Mortgage loan approvals fall 32.4% yr/yr in March

New mortgage loans approved in March fell 32.4 percent from a year earlier to HK$16.7 billion ($2.14 billion),the city's de facto central bank, Hong Kong Monetary Authority (HKMA), said yesterday.

Some analysts said the sharp year-on-year drop in new mortgage loan approvals was due mainly to the decision by many homebuyers to delay purchases of new apartments as the global recession has yet to show signs of abating.

The March figure, however, was a marked improvement from the previous month's level.

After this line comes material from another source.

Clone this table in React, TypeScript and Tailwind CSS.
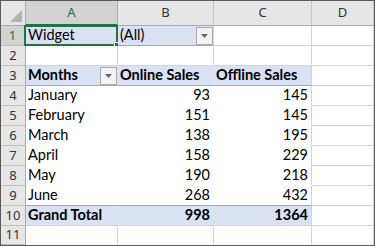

Loans were up 46 percent from February, the HKMA said.

Harbin Power says Q1 orders drop 37% yr/yr

Mainland power gear maker Harbin Power Equipment Co Ltd said yesterday new orders for the first quarter this year amounted to 7.9 billion yuan ($1.16 billion), down 37 percent year-on-year.

Profit margin was expected to drop slightly this year, and revenues would fall due to an expected 10-20 percent cut in production in 2009, a company executive told reporters.

TAIWAN

March key indicators up 1.5% month-on-month

Taiwan's index of leading indicators in March rose a monthly 1.5 percent, gathering pace from February's revised 1.1 percent rise that ended a 15th straight month of declines, because of improving export orders and rising stocks, data showed yesterday.

The leading index could post more falls in coming months, though a rebound in the stock market and manufacturing data, showing some signs of improvement could provide some support, analysts said.

The export orders, money supply, stocks, producers' inventory and semiconductor book-to-bill ratio fared better in March than in February.

The next release will be on May 27.

Stocks at 2-week low amid swine flu concerns

Taipei stocks fell 3 percent yesterday to a two-week closing low, as swine flu fears triggered widespread selling and investors sold high-flying financial shares after a landmark financial services deal with the mainland.

The main TAIEX share index ended 175.72 points lower at 5,705.05, its weakest close since April 9 and its biggest one-day percentage drop in a week.

Turnover was active at NT$136.8 billion ($4.1 billion), but lower than Friday's NT$144.5 billion before major tech companies report their quarterly earnings later this week.

NT$ down on swine flu, exporters absent

The Taiwan dollar closed weaker yesterday as concerns over swine flu triggered widespread selling, prompting inflows into major currencies that serve as more traditional safe havens.

The Taiwan dollar reversed early gains to fall to a low of NT$33.749 against the US dollar before paring some of those losses to close the session at NT$33.730. That was weaker than Friday's close of NT$33.711.

Volume on the main Taipei Forex Inc exchange was moderate at $741 million, but less than the $798 million in the previous session.